SttService

Base classes for Speech-to-Text services with continuous and segmented processing.

class pipecat.services.stt_service.STTService(audio_passthrough=True, sample_rate=None, **kwargs)[source]

Bases: AIService

Base class for speech-to-text services.

Provides common functionality for STT services including audio passthrough, muting, settings management, and audio processing. Subclasses must implement the run_stt method to provide actual speech recognition.

Parameters:
  • audio_passthrough – Whether to pass audio frames downstream after processing. Defaults to True.

  • sample_rate (int | None) – The sample rate for audio input. If None, will be determined from the start frame.

  • **kwargs – Additional arguments passed to the parent AIService.

property is_muted: bool

Check if the STT service is currently muted.

Returns:

True if the service is muted and will not process audio.

property sample_rate: int

Get the current sample rate for audio processing.

Returns:

The sample rate in Hz.

async set_model(model)[source]

Set the speech recognition model.

Parameters:

model (str) – The name of the model to use for speech recognition.

async set_language(language)[source]

Set the language for speech recognition.

Parameters:

language (Language) – The language to use for speech recognition.

abstractmethod async run_stt(audio)[source]

Run speech-to-text on the provided audio data.

This method must be implemented by subclasses to provide actual speech recognition functionality.

Parameters:

audio (bytes) – Raw audio bytes to transcribe.

Yields:

Frame – Frames containing transcription results (typically TextFrame).

Return type:

AsyncGenerator[Frame, None]

async start(frame)[source]

Start the STT service.

Parameters:

frame (StartFrame) – The start frame containing initialization parameters.

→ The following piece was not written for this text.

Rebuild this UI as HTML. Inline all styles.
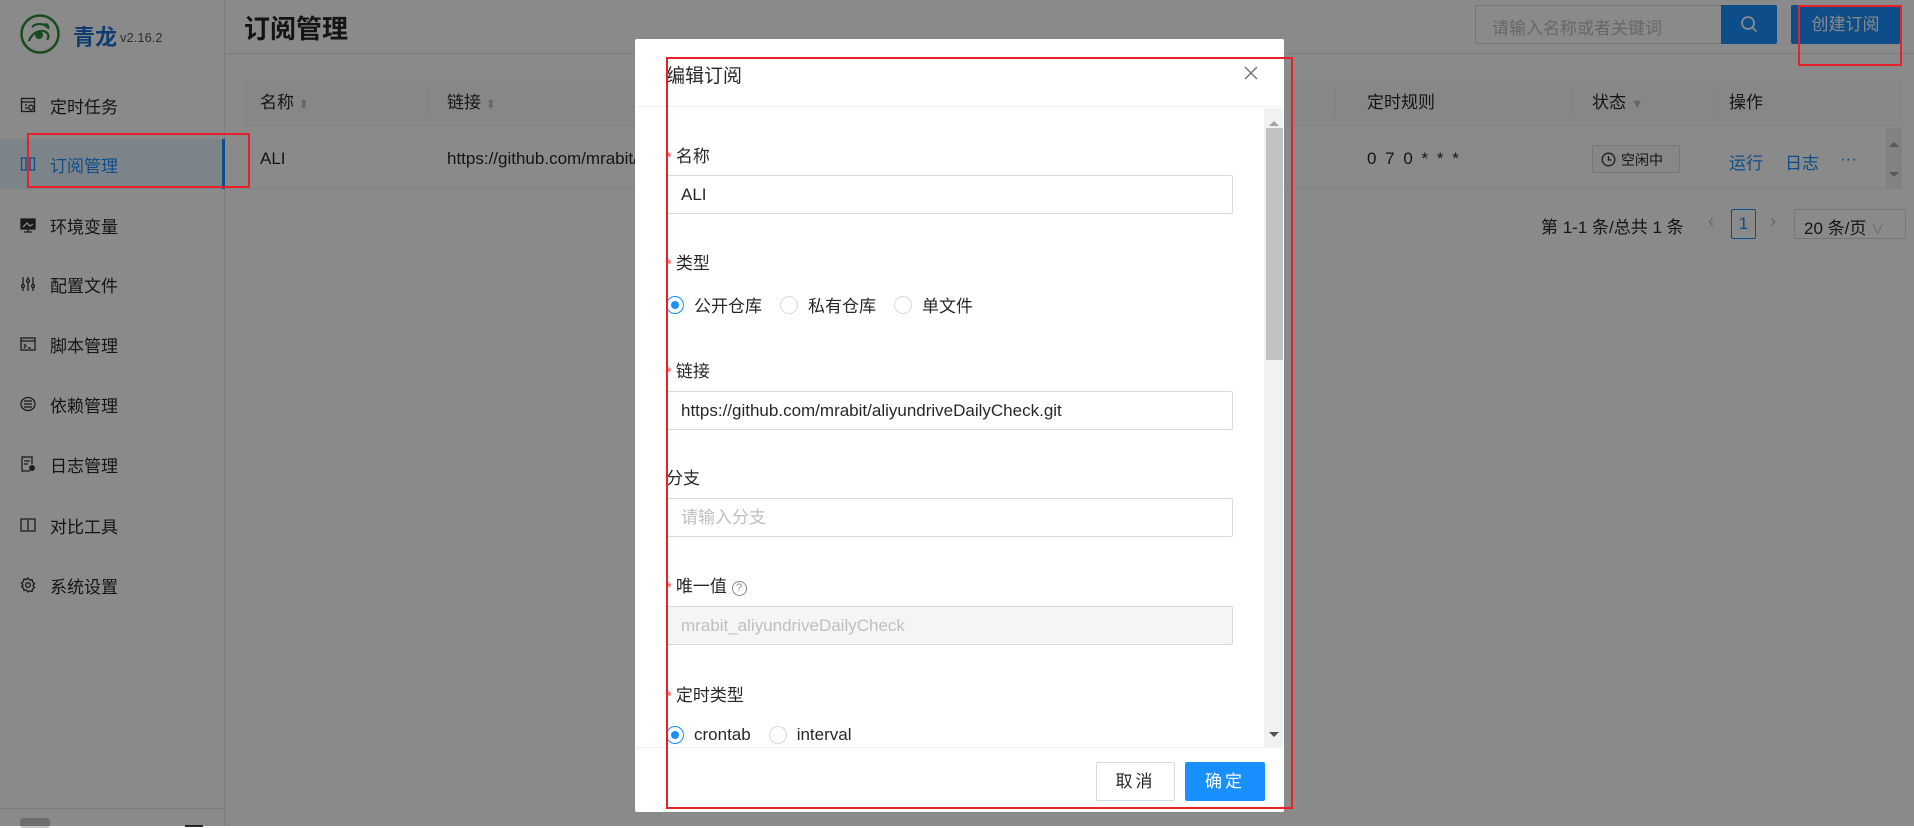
<!DOCTYPE html>
<html><head><meta charset="utf-8"><style>
*{box-sizing:border-box;margin:0;padding:0}
body{width:1914px;height:826px;overflow:hidden;position:relative;background:#fff;font-family:"Liberation Sans","Noto Sans CJK SC",sans-serif;color:rgba(0,0,0,.85)}
.abs{position:absolute}
.side{left:0;top:0;width:225px;height:826px;background:#fff;border-right:1px solid #e8e8e8}
.item{position:absolute;left:0;width:225px;height:50px;display:flex;align-items:center;padding-left:20px;font-size:17px;color:rgba(0,0,0,.85)}
.item svg{width:16px;height:16px;margin-right:14px}
.sel{background:#e6f4ff;color:#1890ff;border-right:3px solid #1890ff}
.th{font-size:17px;top:88px}
.lbl{position:absolute;left:666px;font-size:17px;color:rgba(0,0,0,.85)}
.lbl b{color:#ff4d4f;font-weight:normal;margin-right:4px;font-size:15px}
.inp{position:absolute;left:666px;width:567px;height:39px;border:1px solid #d9d9d9;border-radius:2px;font-size:17px;padding-left:14px;line-height:37px}
.radio{display:inline-block;width:18px;height:18px;border:1px solid #d9d9d9;border-radius:50%;vertical-align:middle;margin-right:10px;position:relative}
.radio.on{border-color:#1890ff}
.radio.on:after{content:"";position:absolute;left:4px;top:4px;width:8px;height:8px;border-radius:50%;background:#1890ff}
.rg{position:absolute;left:666px;font-size:17px}
.rg span.t{margin-right:18px;vertical-align:middle}
.red{position:absolute;border:2px solid #e8202a}
</style></head><body>
<div class="abs side">
 <svg class="abs" style="left:20px;top:14px" width="40" height="40" viewBox="0 0 40 40"><circle cx="20" cy="20" r="18.5" fill="#fff" stroke="#2e8b3a" stroke-width="2.5"/><path d="M9 27c2-6 7-10 13-10s8 5 5 9M12 13c4-4 11-4 15 0M24 11c3-2 5 1 4 4" stroke="#2e8b3a" stroke-width="2.2" fill="none"/><circle cx="19" cy="21" r="4" fill="#2e8b3a"/></svg>
 <div class="abs" style="left:73px;top:20px;font-size:22px;font-weight:bold;color:#1b6fd0">青龙</div>
 <div class="abs" style="left:120px;top:30px;font-size:13px;color:#555">v2.16.2</div>
 <div class="item" style="top:80px"><svg viewBox="0 0 16 16" fill="none" stroke="#333" stroke-width="1.3"><rect x="1.5" y="1.5" width="13" height="13"/><path d="M1.5 5h13M5 8h2M5 11h3"/><circle cx="11" cy="10.5" r="2.3"/></svg>定时任务</div>
 <div class="item sel" style="top:139px"><svg viewBox="0 0 16 16" fill="none" stroke="#1890ff" stroke-width="1.3"><rect x="1.5" y="2" width="13" height="12"/><path d="M6 2v12M10 2v12"/></svg>订阅管理</div>
 <div class="item" style="top:200px"><svg viewBox="0 0 16 16" fill="none" stroke="#333" stroke-width="1.3"><rect x="1" y="2" width="14" height="10" fill="#333"/><path d="M4 15h8M8 12v3"/><path d="M3 10l4-4 3 3 3-2" stroke="#fff"/></svg>环境变量</div>
 <div class="item" style="top:259px"><svg viewBox="0 0 16 16" fill="none" stroke="#333" stroke-width="1.3"><path d="M3 1v14M8 1v14M13 1v14"/><circle cx="3" cy="10" r="1.5" fill="#fff"/><circle cx="8" cy="5" r="1.5" fill="#fff"/><circle cx="13" cy="10" r="1.5" fill="#fff"/></svg>配置文件</div>
 <div class="item" style="top:319px"><svg viewBox="0 0 16 16" fill="none" stroke="#333" stroke-width="1.3"><rect x="1" y="2" width="14" height="12"/><path d="M1 5h14M4 8l2 2-2 2M8 12h3"/></svg>脚本管理</div>
 <div class="item" style="top:379px"><svg viewBox="0 0 16 16" fill="none" stroke="#333" stroke-width="1.3"><ellipse cx="8" cy="8" rx="7" ry="6.5"/><path d="M4 5h8M4 8h8M4 11h8"/></svg>依赖管理</div>
 <div class="item" style="top:439px"><svg viewBox="0 0 16 16" fill="none" stroke="#333" stroke-width="1.3"><path d="M10 15H2V1h10v7"/><path d="M4 5h6M4 8h4"/><circle cx="12" cy="12" r="2.3" fill="#333"/></svg>日志管理</div>
 <div class="item" style="top:500px"><svg viewBox="0 0 16 16" fill="none" stroke="#333" stroke-width="1.3"><path d="M7 2H1v12h6M9 2h6v12H9"/><path d="M8 1v14"/></svg>对比工具</div>
 <div class="item" style="top:560px"><svg viewBox="0 0 16 16" fill="none" stroke="#333" stroke-width="1.3"><path d="M8 1l1.5 2 2.5-.5.5 2.5 2 1.5-1.5 2 1.5 2-2 1.5-.5 2.5-2.5-.5L8 15l-1.5-2-2.5.5-.5-2.5-2-1.5L3 8 1.5 6l2-1.5.5-2.5 2.5.5z"/><circle cx="8" cy="8" r="2.3"/></svg>系统设置</div>
 <div class="abs" style="left:0;top:808px;width:225px;border-top:1px solid #e8e8e8"></div>
 <div class="abs" style="left:20px;top:818px;width:30px;height:10px;background:#ccc;border-radius:3px"></div>
 <div class="abs" style="left:185px;top:825px;width:18px;height:2px;background:#333"></div>
</div>
<div class="abs" style="left:225px;top:0;width:1689px;height:54px;border-bottom:1px solid #e8e8e8"></div>
<div class="abs" style="left:244px;top:9px;font-size:26px;font-weight:bold">订阅管理</div>
<div class="abs" style="left:1475px;top:5px;width:247px;height:39px;border:1px solid #d9d9d9;border-radius:2px 0 0 2px;font-size:17px;color:#bfbfbf;padding:8px 0 0 16px">请输入名称或者关键词</div>
<div class="abs" style="left:1721px;top:5px;width:56px;height:39px;background:#1890ff;border-radius:0 2px 2px 0"><svg width="56" height="39"><circle cx="27" cy="18" r="6" stroke="#fff" stroke-width="1.8" fill="none"/><path d="M31.5 22.5l4 4" stroke="#fff" stroke-width="1.8"/></svg></div>
<div class="abs" style="left:1791px;top:5px;width:109px;height:39px;background:#1890ff;border-radius:2px;color:#fff;font-size:17px;text-align:center;line-height:39px">创建订阅</div>
<div class="abs" style="left:245px;top:80px;width:1658px;height:47px;background:#fafafa;border-bottom:1px solid #f0f0f0"></div>
<div class="abs th" style="left:260px">名称 <span style="color:#bbb;font-size:12px">⬍</span></div>
<div class="abs" style="left:428px;top:88px;height:30px;border-left:1px solid #eee"></div>
<div class="abs th" style="left:447px">链接 <span style="color:#bbb;font-size:12px">⬍</span></div>
<div class="abs" style="left:1335px;top:88px;height:30px;border-left:1px solid #eee"></div>
<div class="abs th" style="left:1367px">定时规则</div>
<div class="abs" style="left:1572px;top:88px;height:30px;border-left:1px solid #eee"></div>
<div class="abs th" style="left:1592px">状态 <span style="color:#bbb;font-size:13px">▼</span></div>
<div class="abs" style="left:1714px;top:88px;height:30px;border-left:1px solid #eee"></div>
<div class="abs th" style="left:1729px">操作</div>
<div class="abs" style="left:245px;top:188px;width:1658px;border-top:1px solid #f0f0f0"></div>
<div class="abs" style="left:260px;top:149px;font-size:17px">ALI</div>
<div class="abs" style="left:447px;top:149px;font-size:17px">https://github.com/mrabit/aliyundriveDailyCheck.git</div>
<div class="abs" style="left:1367px;top:149px;font-size:17px;letter-spacing:2px">0 7 0 * * *</div>
<div class="abs" style="left:1592px;top:145px;width:88px;height:28px;border:1px solid #d9d9d9;border-radius:2px;font-size:14px;padding:4px 0 0 28px;background:#fafafa">空闲中<svg class="abs" style="left:8px;top:6px" width="15" height="15"><circle cx="7.5" cy="7.5" r="6.3" stroke="#333" stroke-width="1.3" fill="none"/><path d="M7.5 4v4h3" stroke="#333" stroke-width="1.3" fill="none"/></svg></div>
<div class="abs" style="left:1729px;top:149px;font-size:17px;color:#1890ff">运行</div>
<div class="abs" style="left:1785px;top:149px;font-size:17px;color:#1890ff">日志</div>
<div class="abs" style="left:1840px;top:149px;font-size:17px;color:#1890ff">···</div>
<div class="abs" style="left:1886px;top:128px;width:16px;height:60px;background:#f1f1f1"></div>
<div class="abs" style="left:1889px;top:137px;border:5px solid transparent;border-bottom-color:#a3a3a3"></div>
<div class="abs" style="left:1889px;top:172px;border:5px solid transparent;border-top-color:#a3a3a3"></div>
<div class="abs" style="left:1541px;top:213px;font-size:17px;white-space:nowrap">第 1-1 条/总共 1 条</div>
<div class="abs" style="left:1708px;top:211px;color:#bbb;font-size:18px">‹</div>
<div class="abs" style="left:1731px;top:209px;width:25px;height:30px;border:1px solid #1890ff;border-radius:2px;color:#1890ff;text-align:center;line-height:28px;font-size:17px">1</div>
<div class="abs" style="left:1770px;top:211px;color:#bbb;font-size:18px">›</div>
<div class="abs" style="left:1794px;top:209px;width:112px;height:30px;border:1px solid #d9d9d9;border-radius:2px;font-size:17px;padding:4px 0 0 9px;white-space:nowrap">20 条/页 <span style="color:#bbb;font-size:13px">∨</span></div>
<div class="abs" style="left:0;top:0;width:1914px;height:826px;background:rgba(0,0,0,.46)"></div>
<div class="red" style="left:27px;top:133px;width:223px;height:55px"></div>
<div class="red" style="left:1798px;top:5px;width:104px;height:61px"></div>
<div class="abs" style="left:635px;top:39px;width:649px;height:773px;background:#fff;border-radius:2px;overflow:hidden">
 <div class="abs" style="left:0;top:0;width:649px;height:68px;border-bottom:1px solid #f0f0f0"></div>
 <div class="abs" style="left:31px;top:22px;font-size:19px">编辑订阅</div>
 <svg class="abs" style="left:608px;top:26px" width="16" height="16"><path d="M2 2l12 12M14 2L2 14" stroke="#777" stroke-width="1.5"/></svg>
 <div class="abs" style="left:629px;top:69px;width:19px;height:639px;background:#f1f1f1"></div>
 <div class="abs" style="left:631px;top:89px;width:17px;height:232px;background:#c1c1c1"></div>
 <div class="abs" style="left:634px;top:77px;width:0;height:0;border:5px solid transparent;border-bottom-color:#a3a3a3"></div>
 <div class="abs" style="left:634px;top:693px;width:0;height:0;border:5px solid transparent;border-top-color:#505050"></div>
 <div class="abs" style="left:0;top:708px;width:649px;border-top:1px solid #f0f0f0"></div>
 <div class="abs" style="left:461px;top:723px;width:79px;height:39px;border:1px solid #d9d9d9;border-radius:2px;text-align:center;line-height:37px;font-size:17px;letter-spacing:3px">取消</div>
 <div class="abs" style="left:550px;top:723px;width:80px;height:39px;background:#1890ff;border-radius:2px;text-align:center;line-height:39px;font-size:17px;color:#fff;letter-spacing:3px">确定</div>
</div>
<div class="lbl" style="top:142px"><b>*</b>名称</div>
<div class="inp" style="top:175px">ALI</div>
<div class="lbl" style="top:249px"><b>*</b>类型</div>
<div class="rg" style="top:292px"><span class="radio on"></span><span class="t">公开仓库</span><span class="radio"></span><span class="t">私有仓库</span><span class="radio"></span><span class="t">单文件</span></div>
<div class="lbl" style="top:357px"><b>*</b>链接</div>
<div class="inp" style="top:391px">https://github.com/mrabit/aliyundriveDailyCheck.git</div>
<div class="lbl" style="top:464px">分支</div>
<div class="inp" style="top:498px;color:#bfbfbf">请输入分支</div>
<div class="lbl" style="top:572px"><b>*</b>唯一值 <span style="display:inline-block;width:15px;height:15px;border:1px solid #888;border-radius:50%;font-size:11px;text-align:center;line-height:13px;color:#888;vertical-align:1px">?</span></div>
<div class="inp" style="top:606px;background:#f5f5f5;color:#bfbfbf">mrabit_aliyundriveDailyCheck</div>
<div class="lbl" style="top:681px"><b>*</b>定时类型</div>
<div class="rg" style="top:724px"><span class="radio on"></span><span class="t">crontab</span><span class="radio"></span><span class="t">interval</span></div>
<div class="red" style="left:666px;top:57px;width:627px;height:752px"></div>
</body></html>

async process_audio_frame(frame, direction)[source]

Process an audio frame for speech recognition.

Parameters:
  • frame (AudioRawFrame) – The audio frame to process.

  • direction (FrameDirection) – The direction of frame processing.

async process_frame(frame, direction)[source]

Process frames, handling VAD events and audio segmentation.

Parameters:
  • frame (Frame) – The frame to process.

  • direction (FrameDirection) – The direction of frame processing.

class pipecat.services.stt_service.SegmentedSTTService(*, sample_rate=None, **kwargs)[source]

Bases: STTService

STT service that processes speech in segments using VAD events.

Uses Voice Activity Detection (VAD) events to detect speech segments and runs speech-to-text only on those segments, rather than continuously.

Requires VAD to be enabled in the pipeline to function properly. Maintains a small audio buffer to account for the delay between actual speech start and VAD detection.

Parameters:
  • sample_rate (int | None) – The sample rate for audio input. If None, will be determined from the start frame.

  • **kwargs – Additional arguments passed to the parent STTService.

async start(frame)[source]

Start the segmented STT service and initialize audio buffer.

Parameters:

frame (StartFrame) – The start frame containing initialization parameters.

async process_frame(frame, direction)[source]

Process frames, handling VAD events and audio segmentation.

Parameters:
  • frame (Frame)

  • direction (FrameDirection)

async process_audio_frame(frame, direction)[source]

Process audio frames by buffering them for segmented transcription.

Continuously buffers audio, growing the buffer while user is speaking and maintaining a small buffer when not speaking to account for VAD delay.

Parameters:
  • frame (AudioRawFrame) – The audio frame to process.

  • direction (FrameDirection) – The direction of frame processing.